Born in 1927 in Brooklyn, New York, Alex Katz is one of the most important and respected living American artists. In July 2012 Katz celebrates his 85th birthday, and a career that spans a remarkable six decades: to mark this monumental occasion, the Tate St Ives Summer Exhibition 2012 will bring together over 30 of Katz’s canvases and collages from the 1950s to now.
Given the gallery’s location on the beach, and the nature of the summer season here, the exhibition places a special emphasis on Katz’s seascapes and beach scenes, as well as images of family holidays and friends, painted in his own seaside retreat of Lincolnville, Maine, where he continues to spend his summers.
To accompany the show Katz has made a personal selection of works from the Tate Collection. Drawn from British, European and American artists, he brings together an illuminating cross-generational selection of artists for this special one-room display.

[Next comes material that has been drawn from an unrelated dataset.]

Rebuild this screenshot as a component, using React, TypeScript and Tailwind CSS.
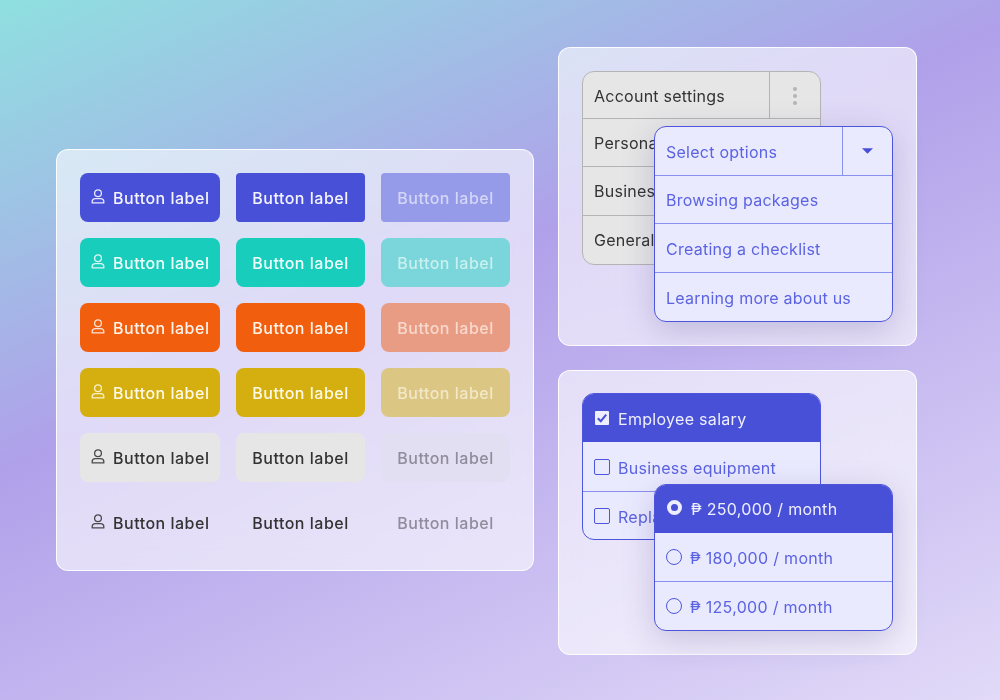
import React from "react";

const font = "font-['Inter','Noto_Sans',sans-serif]";

function UserIcon({ className = "" }: { className?: string }) {
  return (
    <svg viewBox="0 0 14 15" className={`w-[14px] h-[15px] shrink-0 ${className}`} fill="none" stroke="currentColor" strokeWidth="1.3">
      <circle cx="7" cy="4.2" r="3.4" />
      <path d="M1.2 13.9V12.6C1.2 10.6 2.8 9.6 4.4 9.6H9.6C11.2 9.6 12.8 10.6 12.8 12.6V13.9Z" strokeLinejoin="round" />
    </svg>
  );
}

type Row = { bg: string; text: string; dis: string; disText: string; icon: string };
const rows: Row[] = [
  { bg: "bg-[#4850d8]", text: "text-[#f4f4ff]", dis: "bg-[#959ae9]", disText: "text-[#d4d6f6]", icon: "text-[#e8e8fc]" },
  { bg: "bg-[#19cdbd]", text: "text-[#effdfb]", dis: "bg-[#7ad6da]", disText: "text-[#c8f0ee]", icon: "text-[#dcf8f4]" },
  { bg: "bg-[#f05e0e]", text: "text-[#fff3ea]", dis: "bg-[#e99c84]", disText: "text-[#f8d8cc]", icon: "text-[#fde4d4]" },
  { bg: "bg-[#d5af0f]", text: "text-[#fdf9e6]", dis: "bg-[#dcc683]", disText: "text-[#f2e8c8]", icon: "text-[#f8f0cc]" },
  { bg: "bg-[#e6e6e6]", text: "text-[#333333]", dis: "bg-[#e3dff2]", disText: "text-[#8f8c9c]", icon: "text-[#4a4a4a]" },
  { bg: "", text: "text-[#333333]", dis: "", disText: "text-[#8f8c9c]", icon: "text-[#4a4a4a]" },
];

const label = "text-base font-medium tracking-[0.5px]";

function Buttons() {
  return (
    <div className="grid grid-cols-[140px_129px_129px] gap-x-4 gap-y-4">
      {rows.map((r, i) => (
        <React.Fragment key={i}>
          <div className={`h-[49px] rounded-lg flex items-center pl-[11px] gap-[8px] ${r.bg} ${r.text}`}>
            <UserIcon className={`-mt-[3px] ${r.icon}`} />
            <span className={`${label} whitespace-nowrap`}>Button label</span>
          </div>
          <div className={`h-[49px] flex items-center justify-center ${label} ${i === 0 ? "rounded-[4px]" : "rounded-lg"} ${r.bg} ${r.text}`}>
            Button label
          </div>
          <div className={`h-[49px] flex items-center justify-center ${label} ${i === 0 ? "rounded-[4px]" : "rounded-lg"} ${r.dis} ${r.disText}`}>
            Button label
          </div>
        </React.Fragment>
      ))}
    </div>
  );
}

function SettingsTable() {
  return (
    <div className="w-[239px] rounded-xl border border-[#b4b4b4] bg-[#e6e6e6] text-[#333333] text-base tracking-[0.25px] overflow-hidden">
      <div className="h-[46px] flex">
        <div className="flex-1 flex items-center pl-[11px] pt-[2px]">Account settings</div>
        <div className="w-[51px] border-l border-[#b4b4b4] flex items-center justify-center">
          <div className="flex flex-col gap-[3px] mt-px">
            <span className="w-1 h-1 rounded-full bg-[#b4b4b4]" />
            <span className="w-1 h-1 rounded-full bg-[#b4b4b4]" />
            <span className="w-1 h-1 rounded-full bg-[#b4b4b4]" />
          </div>
        </div>
      </div>
      <div className="h-[48px] flex items-center pl-[11px] border-t border-[#b4b4b4] whitespace-nowrap">Personal settings</div>
      <div className="h-[49px] flex items-center pl-[11px] border-t border-[#b4b4b4] whitespace-nowrap">Business settings</div>
      <div className="h-[49px] flex items-center pl-[11px] border-t border-[#b4b4b4] whitespace-nowrap">General settings</div>
    </div>
  );
}

function SelectMenu() {
  return (
    <div className="absolute left-[95px] top-[78px] w-[239px] h-[196px] rounded-xl border border-[#4d55dc] bg-[#eaeaff] text-[#5b63e2] text-base tracking-[0.25px] shadow-[0_8px_32px_rgba(60,50,120,0.22)] overflow-hidden flex flex-col">
      <div className="h-[49px] flex border-b border-[#8a90ee]">
        <div className="flex-1 flex items-center pl-[11px] pt-px">Select options</div>
        <div className="w-[50px] border-l border-[#8a90ee] flex items-center justify-center">
          <svg viewBox="0 0 12 6" className="w-[11px] h-[6px] text-[#4850d8]" fill="currentColor"><path d="M0 0H12L6 6Z" /></svg>
        </div>
      </div>
      <div className="h-[48px] flex items-center pl-[11px] border-b border-[#8a90ee]">Browsing packages</div>
      <div className="h-[49px] flex items-center pl-[11px] border-b border-[#8a90ee] pt-px">Creating a checklist</div>
      <div className="flex-1 flex items-center pl-[11px] pt-px">Learning more about us</div>
    </div>
  );
}

function CheckList() {
  return (
    <div className="w-[239px] h-[147px] rounded-xl border border-[#4d55dc] bg-[#eaeaff] text-[#5b63e2] text-base tracking-[0.3px] overflow-hidden flex flex-col">
      <div className="h-[49px] shrink-0 -mx-px -mt-px bg-[#4850d8] text-[#eeeeff] flex items-center pl-[13px] pt-[2px] gap-[9px]">
        <svg viewBox="0 0 14 14" className="w-[14px] h-[14px] shrink-0 -mt-[1px]">
          <rect width="14" height="14" rx="1" fill="#eeeeff" />
          <path d="M2.8 7.2L5.8 10.2L11.2 3.6" fill="none" stroke="#4850d8" strokeWidth="2" />
        </svg>
        Employee salary
      </div>
      <div className="h-[50px] shrink-0 flex items-center pl-[11px] pt-[2px] gap-[8px] border-b border-[#8a90ee]">
        <span className="w-4 h-4 rounded-[2px] border border-[#4d55dc] shrink-0 -mt-[1px]" />
        Business equipment
      </div>
      <div className="flex-1 flex items-center pl-[11px] pt-[2px] gap-[8px] whitespace-nowrap">
        <span className="w-4 h-4 rounded-[2px] border border-[#4d55dc] shrink-0 -mt-[1px]" />
        Replacement items
      </div>
    </div>
  );
}

function RadioMenu() {
  return (
    <div className="absolute left-[95px] top-[113px] w-[239px] h-[147px] rounded-xl border border-[#4d55dc] bg-[#eaeaff] text-[#5b63e2] text-base tracking-[0.3px] shadow-[0_8px_32px_rgba(60,50,120,0.22)] overflow-hidden flex flex-col">
      <div className="h-[49px] shrink-0 -mx-px -mt-px bg-[#4850d8] text-[#eeeeff] flex items-center pl-[13px] gap-[9px]">
        <span className="w-[15px] h-[15px] rounded-full border-[4px] border-[#eeeeff] shrink-0 -mt-[2px]" />
        ₱ 250,000 / month
      </div>
      <div className="h-[49px] shrink-0 flex items-center pl-[11px] pt-px gap-[8px] border-b border-[#8a90ee]">
        <span className="w-[16px] h-[16px] rounded-full border border-[#4d55dc] shrink-0 -mt-[2px]" />
        ₱ 180,000 / month
      </div>
      <div className="flex-1 flex items-center pl-[11px] pt-px gap-[8px]">
        <span className="w-[16px] h-[16px] rounded-full border border-[#4d55dc] shrink-0 -mt-[2px]" />
        ₱ 125,000 / month
      </div>
    </div>
  );
}

const panel = "border border-white/90 rounded-xl bg-white/60 backdrop-blur-xl";

export default function App() {
  return (
    <div className={`${font} w-[1000px] h-[700px] overflow-hidden flex items-start gap-6 pl-14 pt-[47px] bg-[linear-gradient(156deg,#8fe0e0_0%,#b0a0ea_41%,#e2daf8_100%)]`}>
      <div className={`${panel} mt-[102px] w-[478px] h-[422px] p-[23px]`}>
        <Buttons />
      </div>
      <div className="flex flex-col gap-6">
        <div className={`${panel} relative w-[359px] h-[299px] pl-[23px] pt-[23px]`}>
          <SettingsTable />
          <SelectMenu />
        </div>
        <div className={`${panel} relative w-[359px] h-[285px] pl-[23px] pt-[22px]`}>
          <CheckList />
          <RadioMenu />
        </div>
      </div>
    </div>
  );
}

Katz’s paintings are defined by their flatness of colour and form, their economy of line, and their cool but seductive emotional detachment. He works in the tradition of European and American artists like Manet, Matisse, and Hopper. Many of Katz’s works picture an everyday America of easy living, leisure and recreation. Working with the themes of portraiture, landscape, figure studies, marine scenes and flowers, Katz is influenced as much by style, fashion and music as he is art history.
In the 1950s, Abstract Expressionism was still the dominant force in American art when Katz began exhibiting. Whilst his interests were firmly based in the previous generation of artists including Pollock, Rothko, Guston and De Kooning (De Kooning and Guston in particular offered early support and encouragement), his own painting developed in reaction to their work, and he is acknowledged as a hugely influential precursor to the Pop Art movement with which he became associated throughout the 1960s.
Katz has created an unmistakable language and has remained a prolific painter and an influential and important figure for generations of artists, including now senior painters like David Salle, Peter Halley and Richard Prince, as well as younger artists like Brian Calvin, Peter Doig and Elizabeth Peyton.